= Maruia Declaration =

The Maruia Declaration was a public petition calling for the immediate phasing out of the logging of virgin native forest in New Zealand.

In October 1971 the New Zealand Government proposed to harvest large areas of native South Island lowland beech forest with half the cleared area to be converted to exotic Pinus radiata. The native forest harvesting prompted the formation of new environmental groups such as the Beech Forest Action Committee (later the Native Forest Action Council, the Maruia Society and then the Ecologic Foundation). On 4 July 1975, the Royal Forest and Bird Protection Society of New Zealand and the Beech Forest Action Committee started the Maruia Declaration as a public petition demanding an end to native forest logging and legal recognition of native forests.
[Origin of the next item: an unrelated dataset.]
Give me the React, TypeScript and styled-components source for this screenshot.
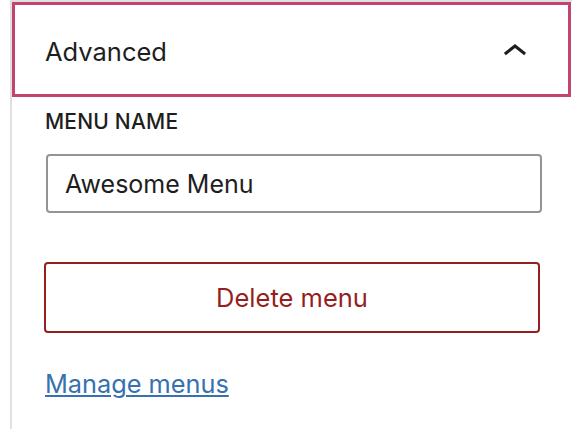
import React from "react";
import styled, { createGlobalStyle } from "styled-components";

const GlobalStyle = createGlobalStyle`
  html, body {
    margin: 0;
    padding: 0;
    background: #ffffff;
  }
  body {
    font-family: Inter, "Liberation Sans", sans-serif;
    color: #1e1e1e;
  }
`;

const Page = styled.div`
  padding-left: 10px;
  height: 429px;
  box-sizing: border-box;
  display: flex;
`;

const Sidebar = styled.aside`
  flex: 1;
  border-left: 2px solid #e0e0e0;
  border-top: 2px solid #e0e0e0;
  display: flex;
  flex-direction: column;
  padding-right: 1px;
`;

const PanelToggle = styled.button`
  height: 95px;
  display: flex;
  align-items: center;
  justify-content: space-between;
  padding: 4px 32px 0 33px;
  border: none;
  background: #ffffff;
  box-shadow: inset 0 0 0 3px #c3446f;
  font-family: Inter, "Liberation Sans", sans-serif;
  font-size: 25.5px;
  font-weight: 400;
  color: #1e1e1e;
  cursor: pointer;
  text-align: left;
`;

const Chevron = styled.svg`
  width: 48px;
  height: 48px;
  fill: #1e1e1e;
`;

const PanelBody = styled.div`
  display: flex;
  flex-direction: column;
  padding: 13px 0 0 32px;
  width: 498px;
`;

const Label = styled.label`
  font-size: 21px;
  font-weight: 500;
  line-height: 24px;
  text-transform: uppercase;
  margin-left: 1px;
  letter-spacing: 0.2px;
`;

const TextInput = styled.input`
  margin: 20px 0 0 2px;
  height: 59px;
  box-sizing: border-box;
  border: 2px solid #949494;
  border-radius: 4px;
  padding: 0 17px;
  font-family: Inter, "Liberation Sans", sans-serif;
  font-size: 25px;
  color: #1e1e1e;
  outline: none;
`;

const DangerButton = styled.button`
  margin-top: 49px;
  height: 71px;
  width: 496px;
  box-sizing: border-box;
  border: 2px solid #941f1f;
  border-radius: 4px;
  background: #ffffff;
  color: #941f1f;
  font-family: Inter, "Liberation Sans", sans-serif;
  font-size: 25.5px;
  cursor: pointer;
`;

const ManageLink = styled.a`
  margin-top: 36px;
  margin-left: 1px;
  align-self: flex-start;
  line-height: 30px;
  font-size: 25.3px;
  color: #3871b0;
  text-decoration: underline;
  text-underline-offset: 2px;
  text-decoration-thickness: 2px;
`;

export default function App() {
  return (
    <>
      <GlobalStyle />
      <Page>
        <Sidebar>
          <PanelToggle aria-expanded="true">
            <span>Advanced</span>
            <Chevron viewBox="0 0 24 24" aria-hidden="true">
              <path d="M6.5 12.4L12 8l5.5 4.4-.9 1.2L12 10l-4.6 3.6-1-1.2z" />
            </Chevron>
          </PanelToggle>
          <PanelBody>
            <Label htmlFor="menu-name">Menu name</Label>
            <TextInput id="menu-name" defaultValue="Awesome Menu" />
            <DangerButton>Delete menu</DangerButton>
            <ManageLink href="#">Manage menus</ManageLink>
          </PanelBody>
        </Sidebar>
      </Page>
    </>
  );
}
In 1977 environmental groups presented the petition to Parliament carrying 341,160 signatures. It repeated and expanded on previous recommendations in 1937 by Captain Ernest Valentine Sanderson that the New Zealand Government establish protected forests and that commercial forestry would be compelled by legislation to manage the forests as a perpetual crop without interfering with their scenic value. The Declaration set out the groups’ forest conservation objectives and became the basis for a continuing public campaign against natural forest logging.

The six principles set out in the Declaration were:

- Native forests, wherever they remain, need recognition and protection in law.
- The wholesale burning of indigenous forests and wildlife has no place in a civilized society.
- The logging of virgin forests should be phased out by 1978.
- Our remaining publicly owned native forests should be placed in the hands of an organization that has a clear and undivided responsibility to protect them.
- To reduce commercial pressures on native forests, the growing of fine quality exotic and native timbers on land not presently forested should be given encouragement.
- It is prudent to be conservative in our consumption of these forest products, especially newsprint and packaging paper, which make heavy demands on our precious resources of land, energy and water.